The new guidelines bars the congregation of more than 200 people in marriages in open places and 100 in marriage halls. There should also be 50 per cent occupancy in pubs, bars, cinema halls and malls and those working in and visiting these places should have taken both doses of the COVID vaccine.
Visitors coming from Maharashtra, Kerala and Goa will be allowed entry to the state only after producing a negative RT-PCR test report, the government has said.
Ashoka told reporters that no rallies or political events with large congregation will be allowed in the city. His statement came as the Congress plans to organise a march from Mekedatu in Ramanagara district to Bengaluru on January 9 to urge the government to start work on the Mekedatu balancing reservoir across the Cauvery river to supply drinking water in Bengaluru and neighbouring districts.
Speaking to reporters, Sudhakar said those coming from high-risk nations will be sent for institutional quarantine if they test positive for COVID. The travellers can choose hotels of their choice to stay in quarantine which can be a budget or a star hotel.

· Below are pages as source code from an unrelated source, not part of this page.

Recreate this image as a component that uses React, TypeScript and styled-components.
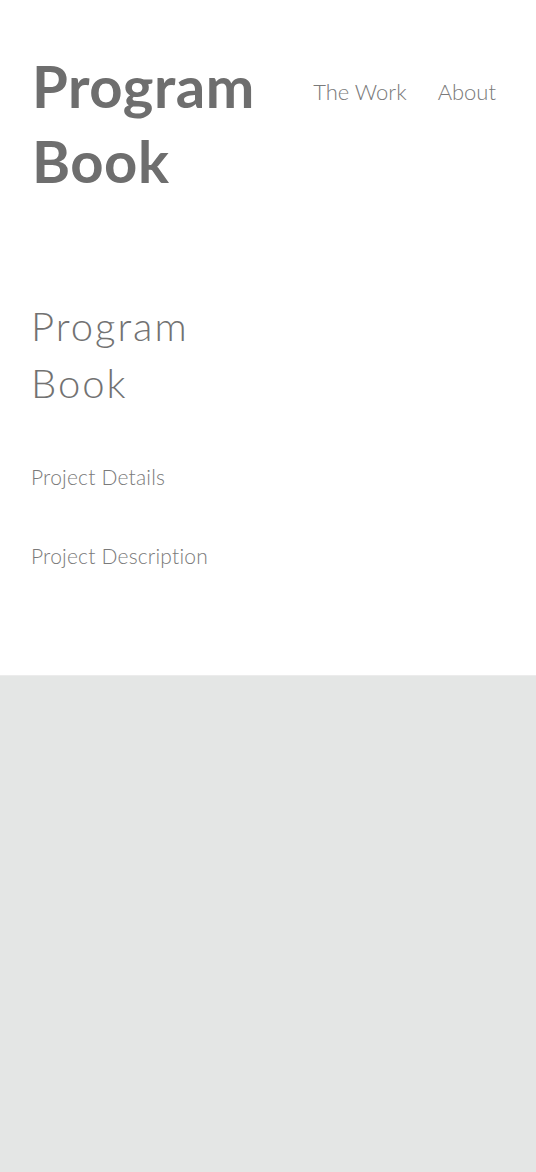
import React from "react";
import styled, { createGlobalStyle } from "styled-components";

const Global = createGlobalStyle`
  html, body { margin: 0; padding: 0; background: #ffffff; }
  body { font-family: "Lato", "Noto Sans", sans-serif; color: #727272; }
`;

const Page = styled.div`
  display: flex;
  flex-direction: column;
  min-height: 1172px;
`;

const Header = styled.header`
  display: flex;
  align-items: flex-start;
  justify-content: space-between;
  padding: 48px 40px 0 32px;
`;

const SiteTitle = styled.h1`
  margin: 0;
  font-size: 58px;
  line-height: 75px;
  font-weight: 700;
  color: #6e6e6e;
  letter-spacing: 0.5px;
`;

const Nav = styled.nav`
  display: flex;
  gap: 31px;
  padding-top: 30px;
`;

const NavLink = styled.a`
  font-size: 22px;
  font-weight: 300;
  color: #7a7a7a;
  text-decoration: none;
`;

const Content = styled.main`
  padding: 100px 31px 0;
  height: 477px;
  box-sizing: border-box;
`;

const ProjectTitle = styled.h2`
  margin: 0 0 52px;
  font-size: 40px;
  line-height: 57px;
  font-weight: 300;
  letter-spacing: 2px;
  color: #727272;
`;

const Label = styled.p`
  margin: 0 0 54px;
  font-size: 21px;
  line-height: 25px;
  font-weight: 300;
  letter-spacing: 0.2px;
  color: #7a7a7a;
`;

const Footer = styled.div`
  flex: 1;
  background: #e4e6e5;
  border-top: 1px solid #ececec;
`;

export default function App() {
  return (
    <>
      <Global />
      <Page>
        <Header>
          <SiteTitle>
            Program
            <br />
            Book
          </SiteTitle>
          <Nav>
            <NavLink href="#">The Work</NavLink>
            <NavLink href="#">About</NavLink>
          </Nav>
        </Header>
        <Content>
          <ProjectTitle>
            Program
            <br />
            Book
          </ProjectTitle>
          <Label>Project Details</Label>
          <Label>Project Description</Label>
        </Content>
        <Footer />
      </Page>
    </>
  );
}
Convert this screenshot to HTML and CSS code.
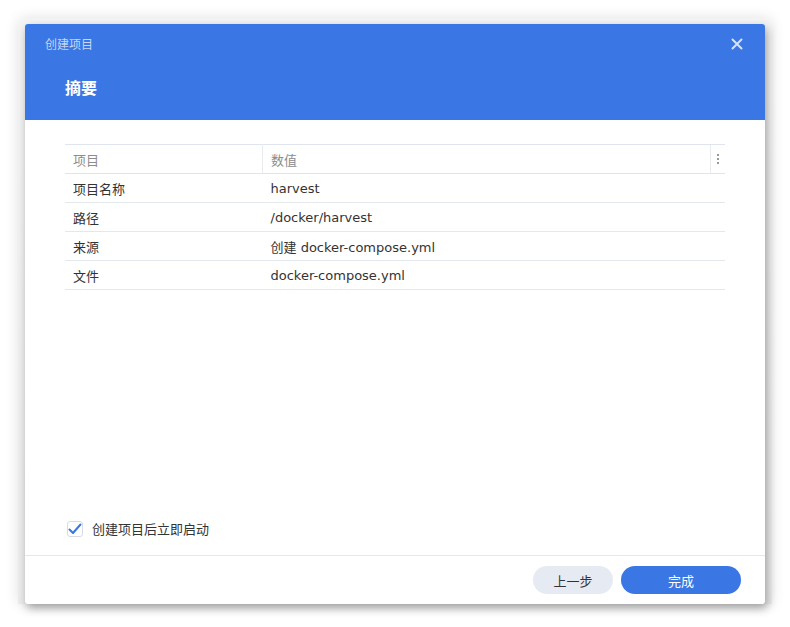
FILE: index.html
```html
<!DOCTYPE html>
<html lang="zh-CN">
<head>
  <meta charset="UTF-8">
  <meta name="viewport" content="width=device-width, initial-scale=1.0">
  <title>创建项目</title>
  <link rel="stylesheet" href="styles.css">
</head>
<body>
  <div class="frame">
    <div class="dialog">
      <div class="header">
        <div class="titlebar">
          <span class="title">创建项目</span>
          <span class="close">
            <svg width="12" height="12" viewBox="0 0 12 12"><path d="M1.5 1.5 L10.5 10.5 M10.5 1.5 L1.5 10.5" stroke="#d6e2fa" stroke-width="2" stroke-linecap="round"/></svg>
          </span>
        </div>
        <h2>摘要</h2>
      </div>

      <div class="body">
        <table class="grid">
          <thead>
            <tr>
              <th class="col-key">项目</th>
              <th class="col-val">数值</th>
              <th class="col-menu"><span class="dots"><i></i><i></i><i></i></span></th>
            </tr>
          </thead>
          <tbody>
            <tr><td>项目名称</td><td colspan="2">harvest</td></tr>
            <tr><td>路径</td><td colspan="2">/docker/harvest</td></tr>
            <tr><td>来源</td><td colspan="2">创建 docker-compose.yml</td></tr>
            <tr><td>文件</td><td colspan="2">docker-compose.yml</td></tr>
          </tbody>
        </table>

        <label class="check">
          <span class="box">
            <svg width="14" height="12" viewBox="0 0 14 12"><path d="M1.5 6.5 L5 10 L12.5 1.5" fill="none" stroke="#3a76e4" stroke-width="2" stroke-linecap="round" stroke-linejoin="round"/></svg>
          </span>
          创建项目后立即启动
        </label>
      </div>

      <div class="footer">
        <button class="btn secondary">上一步</button>
        <button class="btn primary">完成</button>
      </div>
    </div>
  </div>
</body>
</html>
```

FILE: styles.css
```css
html, body {
  margin: 0;
  padding: 0;
  background-color: #ffffff;
}

body {
  font-family: "DejaVu Sans", "Noto Sans CJK SC", sans-serif;
  padding: 18px 18px 23px 18px;
}

.frame {
  width: 754px;
  height: 586px;
  border-radius: 8px 8px 0 0;
  background: linear-gradient(#f4f4f4, #ececec);
  box-shadow: 0 0 14px rgba(0, 0, 0, 0.12);
  padding: 6px 7px 0 7px;
  box-sizing: border-box;
}

.dialog {
  width: 740px;
  height: 580px;
  background-color: #fff;
  border-radius: 3px;
  box-shadow: 2px 4px 10px rgba(0, 0, 0, 0.35);
  display: flex;
  flex-direction: column;
  overflow: hidden;
}

.header {
  background-color: #3a76e4;
  height: 96px;
  box-sizing: border-box;
  padding: 0 20px;
}

.titlebar {
  height: 38px;
  display: flex;
  align-items: center;
  justify-content: space-between;
}

.title {
  color: #c6d6f7;
  font-size: 12px;
}

.close {
  display: flex;
  margin-right: 2px;
  margin-top: 2px;
}

.header h2 {
  margin: 13px 0 0 20px;
  color: #fff;
  font-size: 16px;
  font-weight: bold;
  line-height: 28px;
}

.body {
  flex: 1;
  padding: 24px 40px 0 40px;
  display: flex;
  flex-direction: column;
}

.grid {
  width: 660px;
  border-collapse: collapse;
  font-size: 13px;
  color: #333;
}

.grid th {
  text-align: left;
  font-weight: normal;
  color: #8c8c8c;
  height: 28px;
  padding: 0 8px;
  border-top: 1px solid #dfe4ee;
  border-bottom: 1px solid #dfe4ee;
}

.grid th.col-key {
  width: 181px;
  border-right: 1px solid #e8ebf0;
}

.grid th.col-menu {
  width: 14px;
  padding: 0;
  border-left: 1px solid #e8ebf0;
}

.dots {
  display: flex;
  flex-direction: column;
  align-items: center;
  gap: 2px;
}

.dots i {
  width: 2px;
  height: 2px;
  background-color: #999;
}

.grid td {
  height: 28px;
  padding: 0 8px;
  border-bottom: 1px solid #e3e7ee;
}

.check {
  margin-top: auto;
  margin-bottom: 17px;
  display: flex;
  align-items: center;
  gap: 9px;
  font-size: 13px;
  color: #333;
  padding-left: 2px;
}

.box {
  width: 16px;
  height: 16px;
  border: 1px solid #d6dbe5;
  border-radius: 3px;
  box-sizing: border-box;
  display: flex;
  align-items: center;
  justify-content: center;
}

.footer {
  height: 48px;
  border-top: 1px solid #e3e7ee;
  display: flex;
  align-items: center;
  justify-content: flex-end;
  gap: 8px;
  padding: 0 24px;
}

.btn {
  height: 28px;
  border: none;
  border-radius: 14px;
  font-family: inherit;
  font-size: 13px;
  cursor: pointer;
}

.btn.secondary {
  width: 80px;
  background-color: #e6eaf2;
  color: #333;
}

.btn.primary {
  width: 120px;
  background-color: #3a76e4;
  color: #fff;
}
```
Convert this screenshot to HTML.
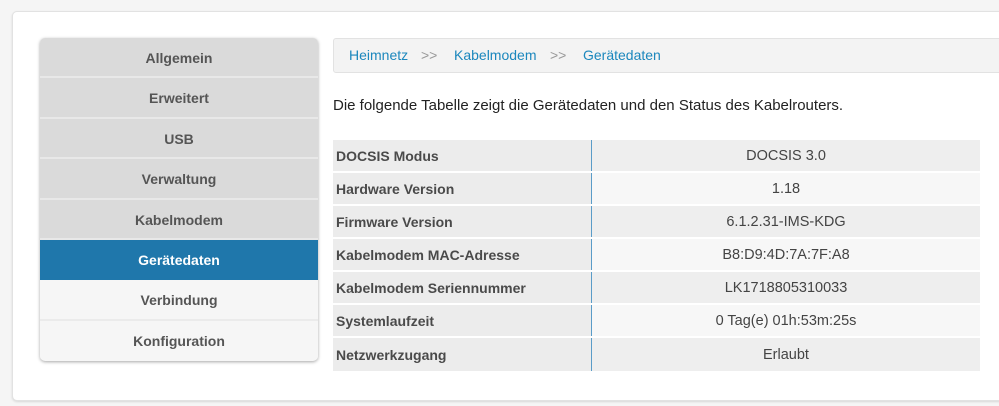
<!DOCTYPE html>
<html><head><meta charset="utf-8"><style>
body{margin:0;width:999px;height:406px;background:#f5f5f5;font-family:"Liberation Sans",Arial,sans-serif;overflow:hidden;position:relative}
.card{position:absolute;left:12px;top:11px;width:1000px;height:388px;background:#fff;border:1px solid #e2e2e2;border-radius:5px;box-shadow:0 1px 2px rgba(0,0,0,.12)}
.side{position:absolute;left:40px;top:38px;width:278px;height:323px;border-radius:5px;overflow:hidden;box-shadow:0 1px 3px rgba(0,0,0,.35);background:#f6f6f6}
.side div{height:38.4px;line-height:40px;text-align:center;font-weight:bold;font-size:14px;color:#555;background:#dadada;border-bottom:2px solid #e8e8e8}
.side div.l{background:#f6f6f6;border-bottom:2px solid #ebebeb}
.side div.a{background:#1f77ab;color:#fff;border-bottom:2px solid #1f77ab}
.side div:last-child{border-bottom:none}
.bc{position:absolute;left:333px;top:38px;width:680px;height:33px;background:#f3f3f3;border:1px solid #e2e2e2;border-radius:3px;font-size:14px;line-height:33px}
.bc span{color:#1b87bd;position:absolute}
.bc i{font-style:normal;color:#999;position:absolute}
p{position:absolute;left:333px;top:97px;margin:0;font-size:15px;color:#222}
table{position:absolute;left:333px;top:140px;width:647px;border-collapse:collapse;font-size:14px;color:#444}
td{height:31px;padding:0;border-bottom:2px solid #fff}
td.k{width:255px;padding-left:3px;font-weight:bold;background:#ececec;border-right:1px solid #5a9cc8;color:#4a4a4a}
td.v{text-align:center;background:#eeeeee;font-size:14.5px}
tr:nth-child(even) td.v{background:#f7f7f7}
tr:last-child td{border-bottom:none;height:33px}
</style></head><body>
<div class="card"></div>
<div class="side">
<div>Allgemein</div><div>Erweitert</div><div>USB</div><div>Verwaltung</div><div>Kabelmodem</div>
<div class="a">Gerätedaten</div><div class="l">Verbindung</div><div class="l">Konfiguration</div>
</div>
<div class="bc"><span style="left:15px">Heimnetz</span><i style="left:87px">&gt;&gt;</i><span style="left:120px">Kabelmodem</span><i style="left:216px">&gt;&gt;</i><span style="left:249px">Gerätedaten</span></div>
<p>Die folgende Tabelle zeigt die Gerätedaten und den Status des Kabelrouters.</p>
<table>
<tr><td class="k">DOCSIS Modus</td><td class="v">DOCSIS 3.0</td></tr>
<tr><td class="k">Hardware Version</td><td class="v">1.18</td></tr>
<tr><td class="k">Firmware Version</td><td class="v">6.1.2.31-IMS-KDG</td></tr>
<tr><td class="k">Kabelmodem MAC-Adresse</td><td class="v">B8:D9:4D:7A:7F:A8</td></tr>
<tr><td class="k">Kabelmodem Seriennummer</td><td class="v">LK1718805310033</td></tr>
<tr><td class="k">Systemlaufzeit</td><td class="v">0 Tag(e) 01h:53m:25s</td></tr>
<tr><td class="k">Netzwerkzugang</td><td class="v">Erlaubt</td></tr>
</table>
</body></html>
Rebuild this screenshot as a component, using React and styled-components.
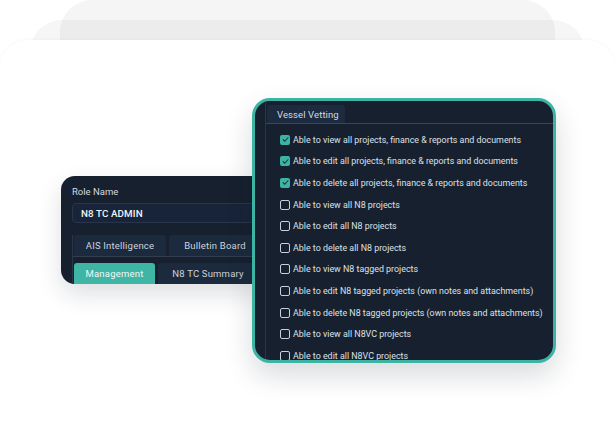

“We cannot send the foreigners home who test positive,” he said. Sudhakar said there were discussions about the availability of medicines, hospitals, ICU beds and other necessary arrangements.
He also said that the government decided to treat Bengaluru as a state while dealing with COVID-19 cases. “We are treating Bengaluru as a state because it has become an epicentre of COVID just like any other metropolitan city. Almost 80 to 90 per cent cases are coming from Bengaluru only in Karnataka,” the Health minister said. Further, Sudhakar said that teams led by IAS officers have been assigned different roles in COVID management to handle the pandemic at a micro level.